[Rows from a dataset]
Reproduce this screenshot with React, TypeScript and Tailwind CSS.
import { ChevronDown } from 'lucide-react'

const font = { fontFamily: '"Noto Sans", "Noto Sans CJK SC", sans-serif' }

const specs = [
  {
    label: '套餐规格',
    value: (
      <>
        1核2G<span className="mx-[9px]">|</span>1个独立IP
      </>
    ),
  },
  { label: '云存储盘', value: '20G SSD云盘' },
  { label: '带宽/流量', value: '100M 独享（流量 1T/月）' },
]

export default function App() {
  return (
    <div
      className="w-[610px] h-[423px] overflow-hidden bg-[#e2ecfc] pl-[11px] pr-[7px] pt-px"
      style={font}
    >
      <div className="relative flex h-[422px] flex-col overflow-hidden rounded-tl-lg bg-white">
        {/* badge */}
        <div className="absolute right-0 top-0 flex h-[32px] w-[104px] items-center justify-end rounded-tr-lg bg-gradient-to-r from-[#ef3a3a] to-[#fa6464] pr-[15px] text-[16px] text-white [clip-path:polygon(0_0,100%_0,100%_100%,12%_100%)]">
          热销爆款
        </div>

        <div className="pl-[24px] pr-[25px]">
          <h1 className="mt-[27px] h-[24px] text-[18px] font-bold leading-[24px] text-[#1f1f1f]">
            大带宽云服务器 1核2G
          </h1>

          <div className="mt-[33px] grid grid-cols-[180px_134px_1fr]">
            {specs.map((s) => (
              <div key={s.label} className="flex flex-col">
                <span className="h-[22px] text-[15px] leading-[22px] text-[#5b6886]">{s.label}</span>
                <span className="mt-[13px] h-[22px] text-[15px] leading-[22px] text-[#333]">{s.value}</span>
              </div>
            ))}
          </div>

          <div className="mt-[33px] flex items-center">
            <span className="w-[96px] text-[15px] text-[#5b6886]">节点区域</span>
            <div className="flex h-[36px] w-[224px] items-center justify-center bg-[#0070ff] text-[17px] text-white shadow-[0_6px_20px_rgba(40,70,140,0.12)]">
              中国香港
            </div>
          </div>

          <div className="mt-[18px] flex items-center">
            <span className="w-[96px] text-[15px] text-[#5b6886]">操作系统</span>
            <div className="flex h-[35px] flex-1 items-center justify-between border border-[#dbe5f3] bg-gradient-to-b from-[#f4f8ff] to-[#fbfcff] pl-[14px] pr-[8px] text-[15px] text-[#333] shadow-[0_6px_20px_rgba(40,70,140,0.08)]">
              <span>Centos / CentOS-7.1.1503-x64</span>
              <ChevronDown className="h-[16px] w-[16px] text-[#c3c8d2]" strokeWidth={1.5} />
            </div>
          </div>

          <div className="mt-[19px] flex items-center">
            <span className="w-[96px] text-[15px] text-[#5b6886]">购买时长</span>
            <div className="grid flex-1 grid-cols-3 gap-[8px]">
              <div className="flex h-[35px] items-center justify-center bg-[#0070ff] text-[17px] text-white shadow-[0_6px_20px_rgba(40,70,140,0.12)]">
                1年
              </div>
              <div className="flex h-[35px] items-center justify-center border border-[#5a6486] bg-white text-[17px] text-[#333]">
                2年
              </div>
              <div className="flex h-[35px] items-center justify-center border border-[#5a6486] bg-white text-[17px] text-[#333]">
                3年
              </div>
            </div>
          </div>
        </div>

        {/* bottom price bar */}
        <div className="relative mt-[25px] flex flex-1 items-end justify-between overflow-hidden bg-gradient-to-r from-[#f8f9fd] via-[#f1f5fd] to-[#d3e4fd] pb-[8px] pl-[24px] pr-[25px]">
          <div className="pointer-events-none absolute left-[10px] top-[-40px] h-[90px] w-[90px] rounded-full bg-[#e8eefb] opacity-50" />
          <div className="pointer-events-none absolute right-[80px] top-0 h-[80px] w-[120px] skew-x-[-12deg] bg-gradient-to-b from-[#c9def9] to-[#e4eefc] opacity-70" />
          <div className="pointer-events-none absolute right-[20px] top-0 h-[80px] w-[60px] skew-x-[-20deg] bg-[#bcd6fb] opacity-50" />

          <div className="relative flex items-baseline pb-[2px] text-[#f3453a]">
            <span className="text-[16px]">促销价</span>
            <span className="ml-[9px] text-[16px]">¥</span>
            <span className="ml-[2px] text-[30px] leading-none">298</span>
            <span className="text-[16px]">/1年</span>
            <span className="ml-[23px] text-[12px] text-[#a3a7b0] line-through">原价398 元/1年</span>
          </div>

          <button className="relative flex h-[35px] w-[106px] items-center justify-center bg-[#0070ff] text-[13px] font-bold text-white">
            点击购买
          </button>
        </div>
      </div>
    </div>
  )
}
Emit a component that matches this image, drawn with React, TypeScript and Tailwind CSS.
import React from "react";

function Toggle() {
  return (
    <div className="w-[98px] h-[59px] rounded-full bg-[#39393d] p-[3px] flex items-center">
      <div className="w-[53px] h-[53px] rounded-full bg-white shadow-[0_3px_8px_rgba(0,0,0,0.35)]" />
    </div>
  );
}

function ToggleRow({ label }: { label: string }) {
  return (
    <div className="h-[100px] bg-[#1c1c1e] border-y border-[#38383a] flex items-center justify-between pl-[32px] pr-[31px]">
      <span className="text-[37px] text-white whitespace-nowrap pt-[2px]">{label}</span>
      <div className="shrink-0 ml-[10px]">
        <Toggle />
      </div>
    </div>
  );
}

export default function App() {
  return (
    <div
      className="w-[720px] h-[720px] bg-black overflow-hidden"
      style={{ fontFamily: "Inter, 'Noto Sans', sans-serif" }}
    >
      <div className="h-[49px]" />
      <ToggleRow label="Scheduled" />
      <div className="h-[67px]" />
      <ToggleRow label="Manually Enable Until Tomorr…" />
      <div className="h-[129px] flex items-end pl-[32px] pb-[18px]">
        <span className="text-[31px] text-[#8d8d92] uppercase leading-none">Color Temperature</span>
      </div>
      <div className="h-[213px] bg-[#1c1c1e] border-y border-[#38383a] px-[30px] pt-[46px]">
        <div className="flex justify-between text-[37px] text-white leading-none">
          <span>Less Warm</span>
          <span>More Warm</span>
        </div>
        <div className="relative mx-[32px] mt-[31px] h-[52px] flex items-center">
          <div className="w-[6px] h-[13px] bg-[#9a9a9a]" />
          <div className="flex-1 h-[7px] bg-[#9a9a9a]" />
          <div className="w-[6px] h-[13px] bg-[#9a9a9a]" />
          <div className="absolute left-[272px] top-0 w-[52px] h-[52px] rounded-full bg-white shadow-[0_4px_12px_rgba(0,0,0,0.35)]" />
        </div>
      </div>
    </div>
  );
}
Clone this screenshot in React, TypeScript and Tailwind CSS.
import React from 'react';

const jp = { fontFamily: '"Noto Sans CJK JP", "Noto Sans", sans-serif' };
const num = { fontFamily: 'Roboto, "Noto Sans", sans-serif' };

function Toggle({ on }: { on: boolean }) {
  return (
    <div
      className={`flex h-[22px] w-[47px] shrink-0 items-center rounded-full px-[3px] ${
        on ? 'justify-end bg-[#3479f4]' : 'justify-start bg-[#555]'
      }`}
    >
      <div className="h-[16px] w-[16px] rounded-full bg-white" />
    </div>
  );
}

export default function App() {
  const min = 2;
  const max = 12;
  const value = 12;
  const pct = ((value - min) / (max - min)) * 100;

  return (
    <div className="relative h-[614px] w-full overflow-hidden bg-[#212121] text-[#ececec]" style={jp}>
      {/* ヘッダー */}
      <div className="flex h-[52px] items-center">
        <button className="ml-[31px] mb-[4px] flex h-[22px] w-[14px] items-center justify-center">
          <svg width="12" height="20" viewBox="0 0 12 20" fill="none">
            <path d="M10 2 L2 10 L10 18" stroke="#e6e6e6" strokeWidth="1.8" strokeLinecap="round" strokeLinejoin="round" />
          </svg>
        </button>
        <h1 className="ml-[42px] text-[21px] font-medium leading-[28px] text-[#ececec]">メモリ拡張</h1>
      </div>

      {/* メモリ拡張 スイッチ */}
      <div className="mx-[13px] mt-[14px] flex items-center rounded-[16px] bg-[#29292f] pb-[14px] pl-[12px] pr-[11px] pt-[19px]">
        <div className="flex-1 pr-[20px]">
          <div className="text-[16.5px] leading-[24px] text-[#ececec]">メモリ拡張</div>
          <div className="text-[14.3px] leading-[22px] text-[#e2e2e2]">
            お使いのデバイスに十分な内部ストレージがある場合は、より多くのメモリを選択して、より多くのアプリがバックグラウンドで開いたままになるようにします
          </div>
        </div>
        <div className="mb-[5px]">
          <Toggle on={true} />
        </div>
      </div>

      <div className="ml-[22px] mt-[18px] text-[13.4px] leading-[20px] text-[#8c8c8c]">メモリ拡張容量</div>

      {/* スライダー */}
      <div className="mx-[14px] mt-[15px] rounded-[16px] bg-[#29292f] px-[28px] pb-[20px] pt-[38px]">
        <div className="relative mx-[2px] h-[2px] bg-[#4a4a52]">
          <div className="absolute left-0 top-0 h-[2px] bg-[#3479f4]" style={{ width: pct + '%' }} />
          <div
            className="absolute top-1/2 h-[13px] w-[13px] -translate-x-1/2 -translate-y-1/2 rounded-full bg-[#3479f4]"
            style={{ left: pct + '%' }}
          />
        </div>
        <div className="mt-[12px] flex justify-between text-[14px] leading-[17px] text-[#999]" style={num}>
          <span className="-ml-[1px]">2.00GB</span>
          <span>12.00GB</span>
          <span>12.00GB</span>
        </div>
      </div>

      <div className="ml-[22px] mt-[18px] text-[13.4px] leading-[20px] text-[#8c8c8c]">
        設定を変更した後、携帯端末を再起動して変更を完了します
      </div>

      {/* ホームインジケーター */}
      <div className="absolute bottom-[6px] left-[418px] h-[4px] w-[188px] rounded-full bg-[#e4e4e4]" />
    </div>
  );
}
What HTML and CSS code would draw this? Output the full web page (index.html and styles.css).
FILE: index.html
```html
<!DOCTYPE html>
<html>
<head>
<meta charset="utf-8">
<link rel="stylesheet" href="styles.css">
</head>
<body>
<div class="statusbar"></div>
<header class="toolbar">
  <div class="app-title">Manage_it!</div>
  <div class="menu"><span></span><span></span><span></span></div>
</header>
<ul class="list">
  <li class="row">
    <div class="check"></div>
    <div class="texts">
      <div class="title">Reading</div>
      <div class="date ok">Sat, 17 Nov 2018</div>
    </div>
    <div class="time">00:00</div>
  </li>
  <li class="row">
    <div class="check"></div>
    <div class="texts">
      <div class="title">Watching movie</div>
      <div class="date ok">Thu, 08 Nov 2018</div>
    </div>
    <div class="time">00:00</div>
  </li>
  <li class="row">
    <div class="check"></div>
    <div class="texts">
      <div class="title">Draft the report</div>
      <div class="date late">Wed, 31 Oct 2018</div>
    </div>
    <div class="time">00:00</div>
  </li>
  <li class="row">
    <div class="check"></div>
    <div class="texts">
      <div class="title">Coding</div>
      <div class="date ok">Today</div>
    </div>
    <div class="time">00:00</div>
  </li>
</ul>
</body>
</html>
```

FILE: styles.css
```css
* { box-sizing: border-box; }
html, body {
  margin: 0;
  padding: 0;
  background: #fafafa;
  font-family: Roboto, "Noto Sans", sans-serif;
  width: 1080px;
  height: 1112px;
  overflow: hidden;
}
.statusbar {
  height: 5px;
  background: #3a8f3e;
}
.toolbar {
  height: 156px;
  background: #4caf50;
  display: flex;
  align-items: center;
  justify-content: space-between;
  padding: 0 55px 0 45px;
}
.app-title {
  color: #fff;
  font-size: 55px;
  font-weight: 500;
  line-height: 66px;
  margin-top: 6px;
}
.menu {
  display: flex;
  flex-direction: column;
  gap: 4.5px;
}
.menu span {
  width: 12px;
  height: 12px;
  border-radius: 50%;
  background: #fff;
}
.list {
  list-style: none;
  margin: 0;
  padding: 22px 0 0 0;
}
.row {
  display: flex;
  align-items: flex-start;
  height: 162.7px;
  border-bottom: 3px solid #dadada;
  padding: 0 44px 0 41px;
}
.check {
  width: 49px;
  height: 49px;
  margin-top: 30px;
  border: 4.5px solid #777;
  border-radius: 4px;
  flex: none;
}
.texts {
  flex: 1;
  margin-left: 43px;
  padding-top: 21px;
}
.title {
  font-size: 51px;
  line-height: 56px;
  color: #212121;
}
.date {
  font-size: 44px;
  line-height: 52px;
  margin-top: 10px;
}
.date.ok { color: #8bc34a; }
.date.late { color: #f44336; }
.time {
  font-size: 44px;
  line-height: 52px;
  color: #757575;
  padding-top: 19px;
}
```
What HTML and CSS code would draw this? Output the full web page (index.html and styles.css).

**What the exercise asks:** Identify and list each line with the word "screenshot".

**Reply to the task:**
Reproduce this screenshot with React, TypeScript and Tailwind CSS.
Clone this screenshot in React, TypeScript and Tailwind CSS.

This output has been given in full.